DIRECTIVE:
Say how many lines contain the word "components" and give no other text.

SOURCE EXCERPT:
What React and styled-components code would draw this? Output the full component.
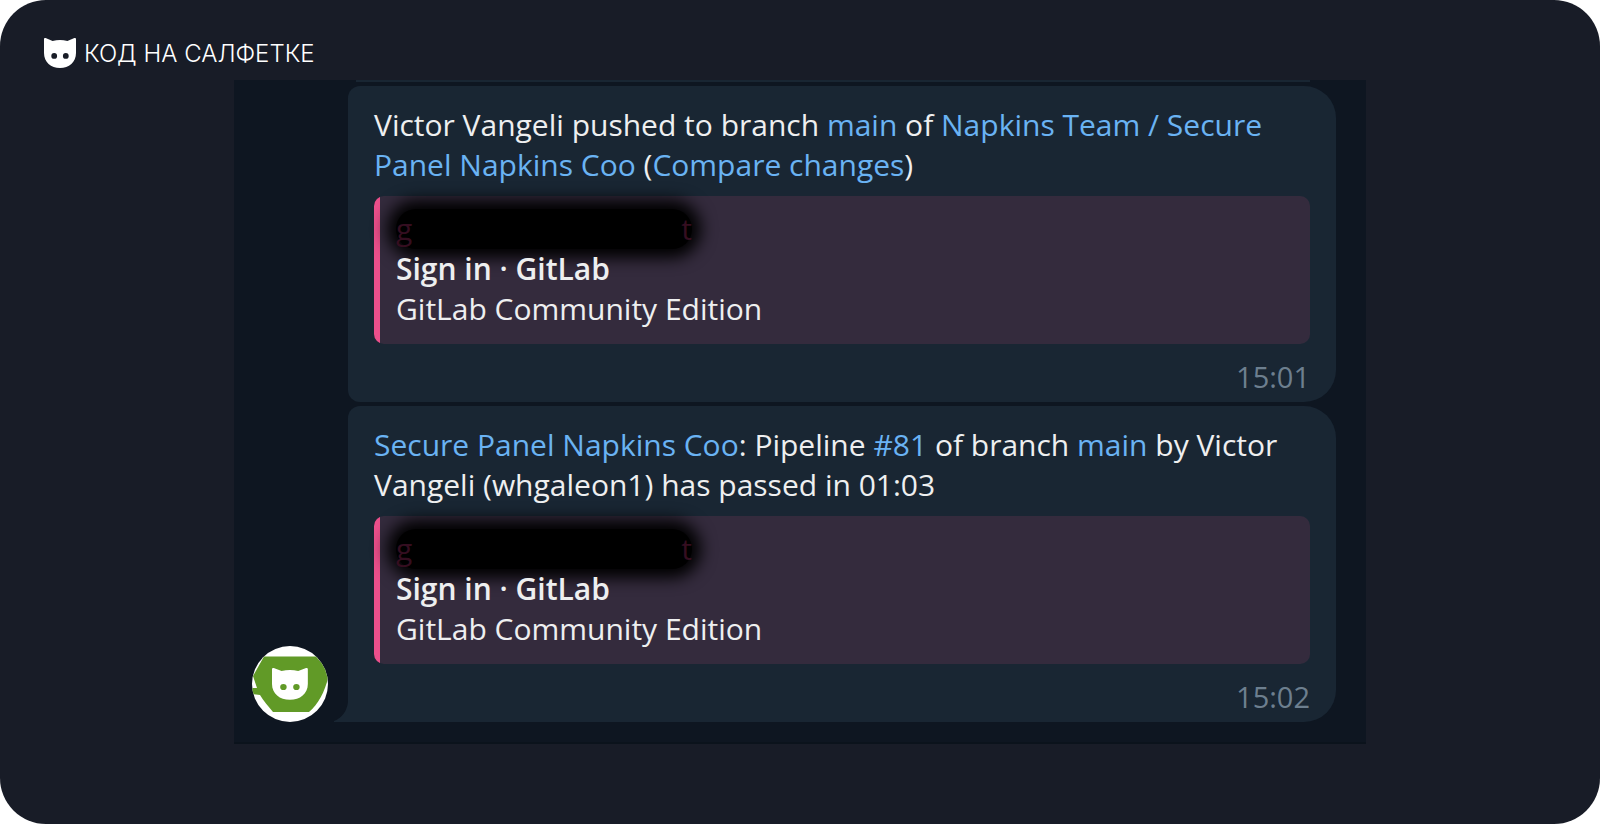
import React from "react";
import styled, { createGlobalStyle } from "styled-components";

const GlobalStyle = createGlobalStyle`
  *, *::before, *::after { box-sizing: border-box; }
  body { margin: 0; background: #ffffff; }
`;

const Page = styled.div`
  display: flex;
  flex-direction: column;
  min-height: 100vh;
  padding-bottom: 80px;
  border-radius: 46px;
  background: #181c27;
`;

const Brand = styled.header`
  display: flex;
  align-items: center;
  gap: 8px;
  height: 80px;
  padding: 26px 44px 0;
  color: #ffffff;
`;

const BrandMark = styled.svg`
  width: 32px;
  height: 30px;
  flex: none;
`;

const BrandName = styled.span`
  padding-top: 2px;
  font: 300 24px/30px Inter, "Liberation Sans", sans-serif;
`;

const Chat = styled.main`
  display: flex;
  flex-direction: column;
  gap: 4px;
  width: 100%;
  max-width: 1132px;
  margin: 0 auto;
  padding: 0 30px 20px 18px;
  background: #0e1621;
  border-bottom: 2px solid #0b131c;
  font: 400 30px/40px "Open Sans", "Noto Sans", sans-serif;
`;

const Row = styled.div`
  display: grid;
  grid-template-columns: 76px 1fr;
  column-gap: 20px;
  align-items: end;
`;

const Bubble = styled.article`
  position: relative;
  grid-column: 2;
  padding: 19px 26px 0;
  border-radius: 12px 32px 32px ${(p) => (p.$last ? "0" : "12px")};
  background: #192633;
  color: #eeeff0;
`;

const PreviousBubble = styled.div`
  grid-column: 2;
  height: 2px;
  margin: 0 26px 0 8px;
  background: #192633;
`;

const Tail = styled.svg`
  position: absolute;
  right: 100%;
  bottom: 0;
  width: 14px;
  height: 20px;
`;

const Message = styled.p`
  margin: 0 0 11px;
`;

const Link = styled.a`
  color: #6ab3f3;
  text-decoration: none;
`;

const Preview = styled.section`
  padding: 13px 22px 15px;
  border-radius: 10px;
  background: linear-gradient(to right, #eb4f8b 6px, #342b3d 6px);
`;

const Redacted = styled.div`
  display: flex;
  justify-content: space-between;
  width: 296px;
  height: 40px;
  border-radius: 20px;
  background: #000000;
  box-shadow: 0 0 16px 9px #000000;
  color: #350e20;
`;

const Line = styled.p`
  position: relative;
  margin: 0;
  font-weight: ${(p) => (p.$strong ? 600 : 400)};
`;

const Time = styled.time`
  display: block;
  padding: 13px 0 5px;
  color: #6d7f8f;
  font-size: 29px;
  text-align: right;
`;

const Avatar = styled.svg`
  display: block;
  width: 76px;
  height: 76px;
`;

const CAT =
  "M0 1.2C0 .2 .8-.2 1.6.1L8.6 2.9C11 2.3 13.5 2 16 2S21 2.3 23.4 2.9L30.4.1C31.2-.2 32 .2 32 1.2V15C32 24 25 30 16 30S0 24 0 15ZM10.2 15A2.9 2.9 0 1 0 10.2 20.8 2.9 2.9 0 1 0 10.2 15ZM21.8 15A2.9 2.9 0 1 0 21.8 20.8 2.9 2.9 0 1 0 21.8 15Z";

function LinkPreview() {
  return (
    <Preview>
      <Redacted>
        <span>g</span>
        <span>t</span>
      </Redacted>
      <Line $strong>Sign in · GitLab</Line>
      <Line>GitLab Community Edition</Line>
    </Preview>
  );
}

export default function App() {
  return (
    <>
      <GlobalStyle />
      <Page>
        <Brand>
          <BrandMark viewBox="0 0 32 30" aria-hidden="true">
            <path d={CAT} fill="#ffffff" fillRule="evenodd" />
          </BrandMark>
          <BrandName>КОД НА САЛФЕТКЕ</BrandName>
        </Brand>
        <Chat>
          <Row>
            <PreviousBubble />
          </Row>
          <Row>
            <Bubble>
              <Message>
                Victor Vangeli pushed to branch <Link href="#main">main</Link> of{" "}
                <Link href="#project">Napkins Team / Secure Panel Napkins Coo</Link> (
                <Link href="#compare">Compare changes</Link>)
              </Message>
              <LinkPreview />
              <Time>15:01</Time>
            </Bubble>
          </Row>
          <Row>
            <Avatar viewBox="0 0 76 76" aria-hidden="true">
              <clipPath id="disc">
                <circle cx="38" cy="38" r="38" />
              </clipPath>
              <g clipPath="url(#disc)">
                <rect width="76" height="76" fill="#ffffff" />
                <path d="M12 10.5H64L76 24V32C73 45 66 59 57 66H21C16 60 11 54 8 49L0 48V42H5L1 30Z" fill="#619a27" />
                <path transform="translate(20 22) scale(1.12 1.06)" d={CAT} fill="#ffffff" fillRule="evenodd" />
              </g>
            </Avatar>
            <Bubble $last>
              <Message>
                <Link href="#project">Secure Panel Napkins Coo</Link>: Pipeline{" "}
                <Link href="#pipeline">#81</Link> of branch <Link href="#main">main</Link> by Victor
                Vangeli (whgaleon1) has passed in 01:03
              </Message>
              <LinkPreview />
              <Time>15:02</Time>
              <Tail viewBox="0 0 14 20" aria-hidden="true">
                <path d="M14 0C13 9 8 16 0 19V20H14Z" fill="#192633" />
              </Tail>
            </Bubble>
          </Row>
        </Chat>
      </Page>
    </>
  );
}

RESPONSE FOR THIS EXERCISE:
2